>> start

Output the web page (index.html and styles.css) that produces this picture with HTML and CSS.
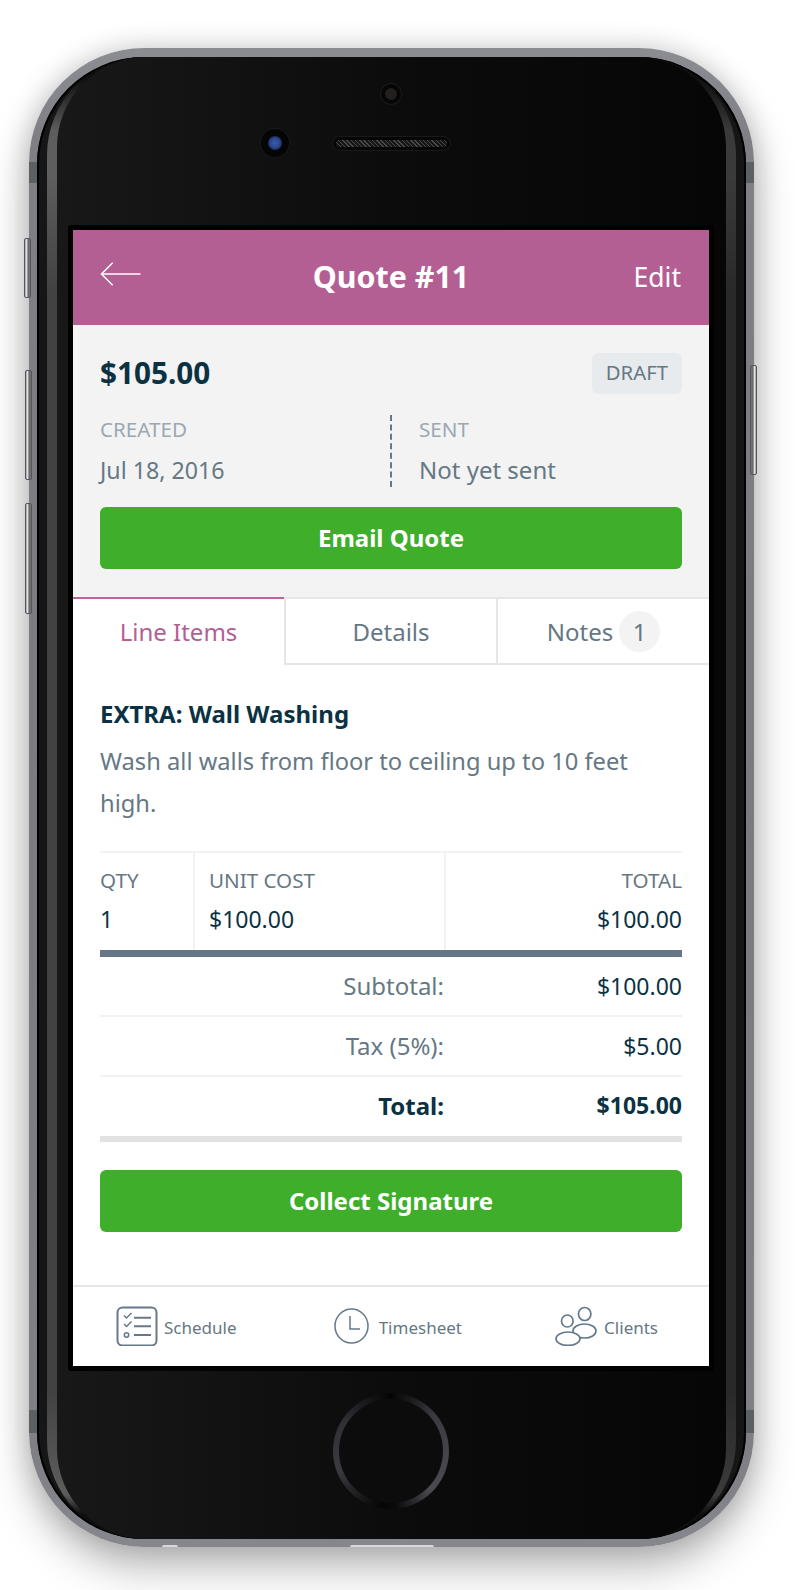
FILE: index.html
```html
<!DOCTYPE html>
<html lang="en">
<head>
<meta charset="utf-8">
<title>Quote #11</title>
<link rel="stylesheet" href="styles.css">
</head>
<body>
<div class="phone">
  <span class="hw-btn hw-mute"></span>
  <span class="hw-btn hw-up"></span>
  <span class="hw-btn hw-down"></span>
  <span class="hw-btn hw-power"></span>
  <span class="band band-tl"></span><span class="band band-tr"></span>
  <span class="band band-bl"></span><span class="band band-br"></span>
  <span class="notch notch-a"></span><span class="notch notch-b"></span>
  <div class="bezel">
    <div class="glare">
      <div class="face">
        <div class="front-sensor"></div>
        <div class="sensor-row">
          <div class="camera"><div class="lens"></div></div>
          <div class="speaker"><div class="mesh"></div></div>
        </div>
        <div class="frame">
          <div class="screen">
            <header class="topbar">
              <svg class="back" viewBox="0 0 42 26" width="41" height="26"><path d="M13 1.500 1.500 13 13 24.500M1.500 13H41.500" fill="none" stroke="#fff" stroke-width="1.500"/></svg>
              <h1 class="title">Quote #11</h1>
              <span class="edit">Edit</span>
            </header>
            <section class="summary">
              <div class="amount-row">
                <span class="amount">$105.00</span>
                <span class="badge">DRAFT</span>
              </div>
              <div class="meta">
                <div class="meta-col">
                  <div class="meta-label">CREATED</div>
                  <div class="meta-value meta-date">Jul 18, 2016</div>
                </div>
                <div class="meta-col meta-sent">
                  <div class="meta-label">SENT</div>
                  <div class="meta-value">Not yet sent</div>
                </div>
              </div>
              <div class="btn btn-email">Email Quote</div>
            </section>
            <nav class="tabs">
              <div class="tab tab-active">Line Items</div>
              <div class="tab">Details</div>
              <div class="tab">Notes<span class="count">1</span></div>
            </nav>
            <main class="content">
              <h2 class="item-title">EXTRA: Wall Washing</h2>
              <p class="item-desc">Wash all walls from floor to ceiling up to 10 feet high.</p>
              <div class="items">
                <div class="cell cell-qty"><div class="cell-label">QTY</div><div class="cell-value">1</div></div>
                <div class="cell cell-unit"><div class="cell-label">UNIT COST</div><div class="cell-value">$100.00</div></div>
                <div class="cell cell-total"><div class="cell-label">TOTAL</div><div class="cell-value">$100.00</div></div>
              </div>
              <div class="totals">
                <div class="total-row"><span class="total-label">Subtotal:</span><span class="total-value">$100.00</span></div>
                <div class="total-row"><span class="total-label">Tax (5%):</span><span class="total-value">$5.00</span></div>
                <div class="total-row total-grand"><span class="total-label">Total:</span><span class="total-value">$105.00</span></div>
              </div>
              <div class="btn btn-sign">Collect Signature</div>
            </main>
            <footer class="tabbar">
              <div class="bar-item bar-schedule">
                <svg width="42" height="40" viewBox="0 0 42 40" fill="none" stroke="#66798a" stroke-width="2"><rect x="1.500" y="1.500" width="39" height="38" rx="5"/><path d="M8 9.500l2.500 2.500 5-5M8 18l2.500 2.500 5-5" stroke-width="1.500"/><circle cx="10.500" cy="29" r="2.200" stroke-width="1.500"/><path d="M18 11.700h17M18 20.200h17M18 29h17"/></svg>
                <span class="bar-label">Schedule</span>
              </div>
              <div class="bar-item bar-timesheet">
                <svg width="35" height="36" viewBox="0 0 35 36" fill="none" stroke="#66798a" stroke-width="1.500"><ellipse cx="17.500" cy="18" rx="16.500" ry="17"/><path d="M16 8v13h10"/></svg>
                <span class="bar-label">Timesheet</span>
              </div>
              <div class="bar-item bar-clients">
                <svg width="44" height="40" viewBox="0 0 44 40" fill="#fff" stroke="#66798a" stroke-width="1.700"><ellipse cx="30.700" cy="8" rx="6.200" ry="6.500"/><ellipse cx="30.500" cy="25" rx="11.500" ry="7"/><ellipse cx="13.300" cy="15" rx="5.800" ry="6"/><ellipse cx="14" cy="32.700" rx="12" ry="6.700"/></svg>
                <span class="bar-label">Clients</span>
              </div>
            </footer>
          </div>
        </div>
        <div class="home"><div class="home-inner"></div></div>
      </div>
    </div>
  </div>
</div>
</body>
</html>
```

FILE: styles.css
```css
* { box-sizing: border-box; }
html, body { margin: 0; padding: 0; background: #fff; }
body {
  width: 795px;
  height: 1590px;
  overflow: hidden;
  padding: 48px 0 0 29px;
  font-family: "Noto Sans", sans-serif;
}

/* device */
.phone {
  position: relative;
  width: 725px;
  height: 1499px;
  padding: 9px 8px 8px;
  border-radius: 115px;
  background: linear-gradient(180deg, #8c8d92 0, #7f8085 6%, #7a7b80 50%, #7f8085 94%, #86878d 100%);
  box-shadow: 0 22px 42px rgba(0, 0, 0, .26), 0 0 28px rgba(0, 0, 0, .18);
}
.hw-btn {
  position: absolute;
  width: 7px;
  border-radius: 2px;
  border: 1px solid #55565a;
}
.hw-mute, .hw-up, .hw-down { background: linear-gradient(90deg, #8a8a8e 0, #f4f4f4 25%, #aaa 45%, #666669 65%, #77787c 100%); }
.hw-power { background: linear-gradient(270deg, #8a8a8e 0, #f4f4f4 25%, #aaa 45%, #666669 65%, #77787c 100%); }
.hw-mute { left: -5px; top: 190px; height: 60px; }
.hw-up { left: -4px; top: 322px; height: 110px; }
.hw-down { left: -4px; top: 455px; height: 111px; }
.hw-power { right: -3px; top: 317px; height: 110px; }
.band { position: absolute; width: 8px; height: 21px; background: #5c6062; }
.band-tl, .band-bl { left: 0; }
.band-tr, .band-br { right: 0; }
.band-tl, .band-tr { top: 114px; }
.band-bl, .band-br { top: 1362px; height: 23px; }
.notch { position: absolute; bottom: 0; height: 2px; background: #d9d9db; border-radius: 2px 2px 0 0; }
.notch-a { left: 133px; width: 16px; }
.notch-b { left: 321px; width: 84px; }

.bezel {
  height: 100%;
  padding: 0 10px;
  border-radius: 107px;
  background: #161616;
  box-shadow: inset 0 0 0 2px #000;
}
.glare {
  height: 100%;
  padding: 0 10px;
  border-radius: 98px;
  background:
    linear-gradient(180deg, #0f0f0f 0, #0f0f0f 1.500%, rgba(0, 0, 0, 0) 5%, rgba(0, 0, 0, 0) 8%, rgba(0, 0, 0, .3) 16%, rgba(0, 0, 0, .3) 90%, rgba(0, 0, 0, 0) 97%, #0f0f0f 98.300%),
    linear-gradient(90deg, #5e5e5e 0, #3a3a3a 100%);
}
.face {
  height: 100%;
  padding: 27px 0 0 11px;
  border-radius: 90px;
  background: linear-gradient(90deg, #181818 0, #0c0c0c 50%, #060606 100%);
  display: flex;
  flex-direction: column;
  overflow: hidden;
}
.front-sensor {
  align-self: flex-start;
  margin-left: 313px;
  width: 20px;
  height: 20px;
  padding: 3px;
  border-radius: 50%;
  background: #060606;
  box-shadow: 0 0 0 1px #1a1a1a;
}
.front-sensor::before {
  content: "";
  display: block;
  width: 14px;
  height: 14px;
  border-radius: 50%;
  background: #231f1f;
  box-shadow: inset 0 0 0 1px #000;
}
.sensor-row {
  display: flex;
  align-items: center;
  gap: 44px;
  height: 28px;
  margin: 25px 0 68px 193px;
}
.camera {
  width: 28px;
  height: 28px;
  padding: 7px;
  border-radius: 50%;
  background: #050505;
  box-shadow: 0 0 0 1px #191919;
}
.lens {
  width: 14px;
  height: 14px;
  border-radius: 50%;
  background: radial-gradient(circle at 50% 50%, #3a5aa8 0, #2b4a90 45%, #14234a 80%, #060810 100%);
}
.speaker {
  width: 117px;
  height: 13px;
  padding: 3px;
  border-radius: 7px;
  background: #060606;
  box-shadow: 0 0 0 1px #191919;
}
.mesh {
  height: 100%;
  border-radius: 4px;
  background: repeating-linear-gradient(45deg, #4a4a4a 0, #4a4a4a 1px, #171717 1px, #171717 3px);
}
.frame {
  flex: none;
  width: 646px;
  height: 1146px;
  padding: 5px;
  background: #000;
  border-radius: 3px;
}
.screen {
  width: 636px;
  height: 1136px;
  display: flex;
  flex-direction: column;
  background: #fff;
}
.home {
  align-self: flex-start;
  flex: none;
  margin: 22px 0 0 265px;
  width: 116px;
  height: 116px;
  padding: 6px;
  border-radius: 50%;
  background: conic-gradient(#050505 0deg, #3a3a40 50deg, #45454c 100deg, #4a4a50 135deg, #0a0a0c 175deg, #050505 190deg, #3a3a40 250deg, #303036 300deg, #050505 360deg);
}
.home-inner {
  height: 100%;
  border-radius: 50%;
  background: #0c0c0c;
}

/* header */
.topbar {
  flex: none;
  height: 95px;
  padding: 0 27px;
  background: #b35f93;
  color: #fff;
  display: grid;
  grid-template-columns: 1fr auto 1fr;
  align-items: center;
}
.back { margin-top: -7px; display: block; }
.title { margin: -1px 0 0; font-size: 30.400px; font-weight: 700; line-height: 40px; }
.edit { justify-self: end; font-size: 26.500px; line-height: 40px; margin: -1px 1px 0 0; }

/* summary */
.summary {
  flex: none;
  height: 272px;
  padding: 28px 27px 0;
  background: #f3f3f3;
}
.amount-row {
  display: flex;
  justify-content: space-between;
  align-items: center;
  height: 41px;
}
.amount { font-size: 29.700px; font-weight: 700; color: #0b3243; line-height: 39px; padding-bottom: 2px; }
.badge {
  height: 41px;
  padding: 0 14px;
  border-radius: 6px;
  background: #e8ebee;
  color: #657884;
  font-size: 20.300px;
  line-height: 39px;
}
.meta {
  display: grid;
  grid-template-columns: 290px 1fr;
  height: 72px;
  margin-top: 21px;
}
.meta-sent {
  padding-left: 27px;
  border-left: 2px dashed #657884;
}
.meta-label { font-size: 20.600px; line-height: 28px; color: #9aa8b2; }
.meta-value { font-size: 24px; line-height: 30px; margin-top: 12px; color: #657884; }
.meta-date { font-size: 23.200px; }
.btn {
  height: 62px;
  border-radius: 6px;
  background: #3eae2b;
  color: #fff;
  font-size: 24px;
  font-weight: 700;
  line-height: 62px;
  text-align: center;
}
.btn-email { margin-top: 20px; }

/* tabs */
.tabs {
  flex: none;
  height: 68px;
  display: grid;
  grid-template-columns: 211px 212px 213px;
  background: #fff;
}
.tab {
  display: flex;
  align-items: center;
  justify-content: center;
  gap: 6px;
  font-size: 24px;
  color: #657884;
  border-top: 2px solid #e6e6e6;
  border-bottom: 2px solid #e6e6e6;
  border-left: 2px solid #e6e6e6;
}
.tab-active {
  color: #b35f93;
  border-top-color: #c0639a;
  border-bottom: 0;
  border-left: 0;
  padding-bottom: 2px;
}
.count {
  width: 41px;
  height: 41px;
  border-radius: 50%;
  background: #f3f3f3;
  text-align: center;
  line-height: 41px;
}

/* content */
.content {
  flex: 1;
  padding: 34px 27px 0;
  background: #fff;
}
.item-title { margin: 0; font-size: 24px; font-weight: 700; line-height: 30px; color: #0b3243; }
.item-desc { margin: 11px 0 27px; font-size: 23.700px; line-height: 42px; color: #657884; }
.items {
  display: grid;
  grid-template-columns: 93px 251px 1fr;
  height: 106px;
  border-top: 2px solid #f2f2f2;
  border-bottom: 7px solid #657786;
}
.cell { padding-top: 12px; }
.cell-unit { padding-left: 14px; border-left: 2px solid #f2f2f2; }
.cell-total { text-align: right; border-left: 2px solid #f2f2f2; }
.cell-label { font-size: 20.600px; line-height: 30px; color: #657884; }
.cell-value { font-size: 23px; line-height: 30px; margin-top: 9px; color: #0b3243; }
.total-row {
  display: grid;
  grid-template-columns: 1fr 238px;
  height: 60px;
  align-items: center;
  border-bottom: 2px solid #f2f2f2;
  font-size: 23px;
  text-align: right;
}
.total-label { color: #657884; font-size: 24px; padding-bottom: 2px; }
.total-value { color: #0b3243; }
.total-grand {
  height: 65px;
  padding-bottom: 3px;
  font-weight: 700;
  border-bottom: 6px solid #e2e2e2;
}
.total-grand .total-label { color: #0b3243; padding-bottom: 0; }
.btn-sign { margin-top: 28px; }

/* bottom bar */
.tabbar {
  flex: none;
  height: 81px;
  padding: 2px 51px 0 43px;
  border-top: 2px solid #e6e6e6;
  display: flex;
  justify-content: space-between;
  align-items: center;
  background: #fff;
}
.bar-item { display: flex; align-items: center; }
.bar-item svg { margin-top: -4px; }
.bar-schedule { gap: 6px; }
.bar-timesheet { gap: 10px; margin-left: 6px; }
.bar-clients { gap: 6px; margin-left: 1px; }
.bar-label { font-size: 17px; color: #657884; }
```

>> end

Task instructions: Only lines with "index" are wanted here; list each of them.

Answer to the problem:
Output the web page (index.html and styles.css) that produces this picture with HTML and CSS.
FILE: index.html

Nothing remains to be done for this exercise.